Abraham Lincoln has been the inspiration for a quantity of musical literature. By way of example, I have broadcast on two occasions the BMOP Sound recording of Eric Sawyer's opera about the Lincoln assassination Our American Cousin (2008), most recently on the Memorial Day weekend Sunday of last year, and before that on Sunday, May 23, 2009. Conductor Leonard Slatkin, the Nashville Symphony and the folks at Naxos Records got together and selected the best of these compositions for a 2008 CD compilation Abraham Lincoln Portraits. Chief among them is Aaron Copland's Lincoln Portrait (1942), one of his most popular works. Copland's Portrait concludes with a brief recitation of the Gettysburg Address. Vincent Persichetti set the Second Inaugural Address to music in 1973. Then there's Roy Harris' Abraham Lincoln Walks at Midnight (1953), a setting of a poem by Vachel Lindsay for mezzo-soprano and piano trio. (Harris composed two "Lincoln" symphonies as well.)
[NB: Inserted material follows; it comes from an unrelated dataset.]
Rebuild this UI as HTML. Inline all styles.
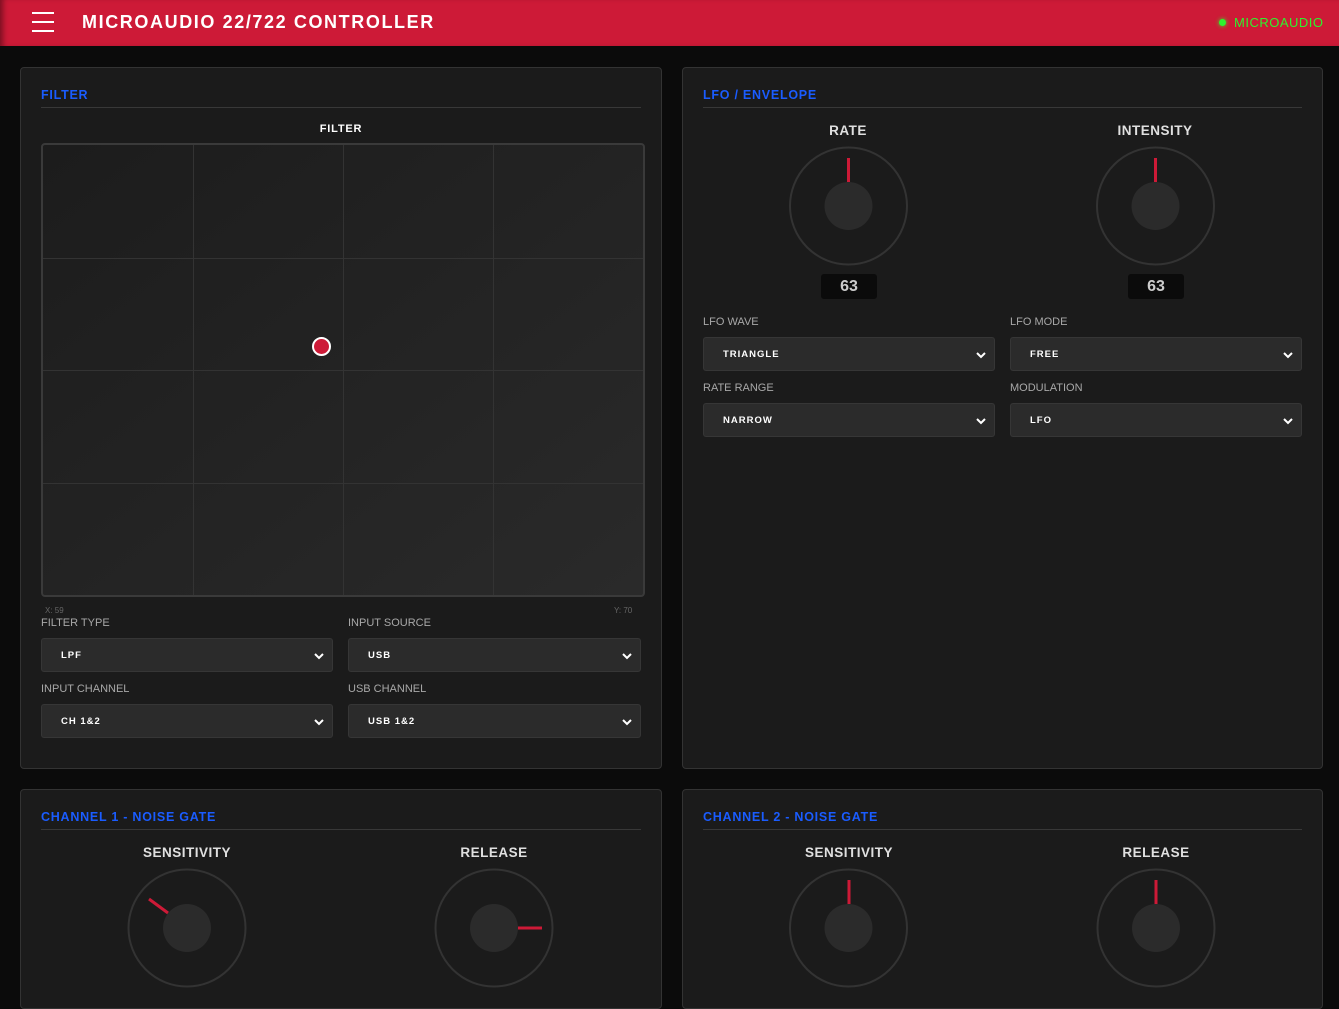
<!DOCTYPE html>
<html><head><meta charset="utf-8"><style>
*{box-sizing:border-box;margin:0;padding:0}
body{width:1339px;height:990px;overflow:hidden;background:#0b0b0b;font-family:"Liberation Sans",sans-serif;position:relative}
.hdr{position:absolute;left:0;top:0;width:1339px;height:46px;background:#cd1a37;box-shadow:inset 6px 0 6px -3px rgba(0,0,0,.4)}
.ham{position:absolute;left:32px;width:22px;height:2px;background:#fff}
.title{position:absolute;left:82px;top:12px;color:#fff;font-weight:bold;font-size:18px;letter-spacing:1.6px}
.st{position:absolute;left:1234px;top:15px;color:#2ef22e;font-size:13px;letter-spacing:.5px}
.dot{position:absolute;left:1219px;top:19px;width:7px;height:7px;border-radius:50%;background:#2ef22e;box-shadow:0 0 4px #2ef22e}
.panel{position:absolute;background:#1b1b1b;border:1px solid #333;border-radius:4px}
.sh{position:absolute;color:#1a5cff;font-weight:bold;font-size:12.5px;letter-spacing:.75px}
.line{position:absolute;height:1px;background:#383838}
.lbl{position:absolute;color:#a8a8a8;font-size:11px}
.sel{position:absolute;height:34px;background:#2b2b2b;border:1px solid #363636;border-radius:3px;color:#fff;font-size:9.5px;font-weight:bold;letter-spacing:1px;padding:11px 0 0 19px}
.sel svg{position:absolute;right:8px;top:13px}
.kl{position:absolute;color:#e0e0e0;font-weight:bold;font-size:13.5px;letter-spacing:.5px;text-align:center;width:200px}
.val{position:absolute;width:56px;height:25px;background:#0b0b0b;border-radius:3px;color:#ccc;font-weight:bold;font-size:16px;text-align:center;padding-top:4px}
</style></head><body>
<div class="hdr">
<div class="ham" style="top:12px"></div><div class="ham" style="top:21px"></div><div class="ham" style="top:30px"></div>
<div class="title">MICROAUDIO 22/722 CONTROLLER</div>
<div class="dot"></div><div class="st">MICROAUDIO</div>
</div>

<div class="panel" style="left:20px;top:67px;width:642px;height:702px"></div>
<div class="panel" style="left:682px;top:67px;width:641px;height:702px"></div>
<div class="panel" style="left:20px;top:789px;width:642px;height:220px"></div>
<div class="panel" style="left:682px;top:789px;width:641px;height:220px"></div>

<div class="sh" style="left:41px;top:88px">FILTER</div><div class="line" style="left:41px;top:107px;width:600px"></div>
<div class="sh" style="left:703px;top:88px">LFO / ENVELOPE</div><div class="line" style="left:703px;top:107px;width:599px"></div>
<div class="sh" style="left:41px;top:810px">CHANNEL 1 - NOISE GATE</div><div class="line" style="left:41px;top:829px;width:600px"></div>
<div class="sh" style="left:703px;top:810px">CHANNEL 2 - NOISE GATE</div><div class="line" style="left:703px;top:829px;width:599px"></div>

<div style="position:absolute;left:241px;top:123px;width:200px;text-align:center;color:#fff;font-weight:bold;font-size:11px;letter-spacing:.8px">FILTER</div>
<svg style="position:absolute;left:41px;top:143px" width="604" height="454">
<defs><linearGradient id="g" x1="0" y1="0" x2="1" y2="1"><stop offset="0" stop-color="#1c1c1c"/><stop offset="1" stop-color="#2a2a2a"/></linearGradient></defs>
<rect x="1" y="1" width="602" height="452" rx="3" fill="url(#g)" stroke="#3a3a3a" stroke-width="2"/>
<g stroke="#333" stroke-width="1"><line x1="152.5" y1="2" x2="152.5" y2="452"/><line x1="302.5" y1="2" x2="302.5" y2="452"/><line x1="452.5" y1="2" x2="452.5" y2="452"/>
<line x1="2" y1="115.5" x2="602" y2="115.5"/><line x1="2" y1="227.5" x2="602" y2="227.5"/><line x1="2" y1="340.5" x2="602" y2="340.5"/></g>
<circle cx="280.5" cy="203.5" r="8.5" fill="#cd1a37" stroke="#fff" stroke-width="2"/>
</svg>
<div style="position:absolute;left:45px;top:606px;color:#666;font-size:8px">X: 59</div>
<div style="position:absolute;left:614px;top:606px;color:#666;font-size:8px">Y: 70</div>

<div class="lbl" style="left:41px;top:617px">FILTER TYPE</div><div class="lbl" style="left:348px;top:617px">INPUT SOURCE</div>
<div class="lbl" style="left:41px;top:683px">INPUT CHANNEL</div><div class="lbl" style="left:348px;top:683px">USB CHANNEL</div>
<div class="lbl" style="left:703px;top:316px">LFO WAVE</div><div class="lbl" style="left:1010px;top:316px">LFO MODE</div>
<div class="lbl" style="left:703px;top:382px">RATE RANGE</div><div class="lbl" style="left:1010px;top:382px">MODULATION</div>

<div class="sel" style="left:41px;top:638px;width:292px">LPF<svg width="10" height="8"><path d="M1 2L5 6L9 2" stroke="#fff" stroke-width="2" fill="none"/></svg></div>
<div class="sel" style="left:348px;top:638px;width:293px">USB<svg width="10" height="8"><path d="M1 2L5 6L9 2" stroke="#fff" stroke-width="2" fill="none"/></svg></div>
<div class="sel" style="left:41px;top:704px;width:292px">CH 1&amp;2<svg width="10" height="8"><path d="M1 2L5 6L9 2" stroke="#fff" stroke-width="2" fill="none"/></svg></div>
<div class="sel" style="left:348px;top:704px;width:293px">USB 1&amp;2<svg width="10" height="8"><path d="M1 2L5 6L9 2" stroke="#fff" stroke-width="2" fill="none"/></svg></div>
<div class="sel" style="left:703px;top:337px;width:292px">TRIANGLE<svg width="10" height="8"><path d="M1 2L5 6L9 2" stroke="#fff" stroke-width="2" fill="none"/></svg></div>
<div class="sel" style="left:1010px;top:337px;width:292px">FREE<svg width="10" height="8"><path d="M1 2L5 6L9 2" stroke="#fff" stroke-width="2" fill="none"/></svg></div>
<div class="sel" style="left:703px;top:403px;width:292px">NARROW<svg width="10" height="8"><path d="M1 2L5 6L9 2" stroke="#fff" stroke-width="2" fill="none"/></svg></div>
<div class="sel" style="left:1010px;top:403px;width:292px">LFO<svg width="10" height="8"><path d="M1 2L5 6L9 2" stroke="#fff" stroke-width="2" fill="none"/></svg></div>

<div class="kl" style="left:748px;top:123px">RATE</div>
<div class="kl" style="left:1055px;top:123px">INTENSITY</div>
<div class="kl" style="left:87px;top:845px">SENSITIVITY</div>
<div class="kl" style="left:394px;top:845px">RELEASE</div>
<div class="kl" style="left:749px;top:845px">SENSITIVITY</div>
<div class="kl" style="left:1056px;top:845px">RELEASE</div>

<svg style="position:absolute;left:0;top:0" width="1339" height="990">
<g fill="none" stroke="#333" stroke-width="2">
<circle cx="848.5" cy="206" r="58.5"/><circle cx="1155.5" cy="206" r="58.5"/>
<circle cx="187" cy="928" r="58.5"/><circle cx="494" cy="928" r="58.5"/>
<circle cx="848.5" cy="928" r="58.5"/><circle cx="1156" cy="928" r="58.5"/></g>
<g fill="#2b2b2b"><circle cx="848.5" cy="206" r="24"/><circle cx="1155.5" cy="206" r="24"/>
<circle cx="187" cy="928" r="24"/><circle cx="494" cy="928" r="24"/>
<circle cx="848.5" cy="928" r="24"/><circle cx="1156" cy="928" r="24"/></g>
<g stroke="#cd1a37" stroke-width="3">
<line x1="848.5" y1="158" x2="848.5" y2="182"/><line x1="1155.5" y1="158" x2="1155.5" y2="182"/>
<line x1="149" y1="899" x2="168" y2="913"/><line x1="518" y1="928" x2="542" y2="928"/>
<line x1="849" y1="880" x2="849" y2="904"/><line x1="1156" y1="880" x2="1156" y2="904"/></g>
</svg>
<div class="val" style="left:821px;top:274px">63</div>
<div class="val" style="left:1128px;top:274px">63</div>
</body></html>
Walt Whitman is our foremost male poet of the Civil War, but the greatest female poet of the same period is undoubtably Emily Dickinson. Copland rendered some of her poems into song. Local composer Arthur Welwood (1934-2020) is another of many to bring her concise lyrics to life in music. Welwood selected four poems reflecting on the progression of the months and seasons for a song cycle Threads of Blue and Gold , which he scored for chamber ensemble and soprano voice. Clearly the "Belle of Amherst," Massachusetts loved Nature. Welwood's music captures every nuance of her bucolic verse. Threads of Blue and Gold was first performed October 5,2009 at Berklee College of Music, where Welwood taught composition. The composer kindly gave me a CD copy of his own recording of the premiere performance. All the programming I've outlined here was part of my presentation on Sunday, May 30, 2010.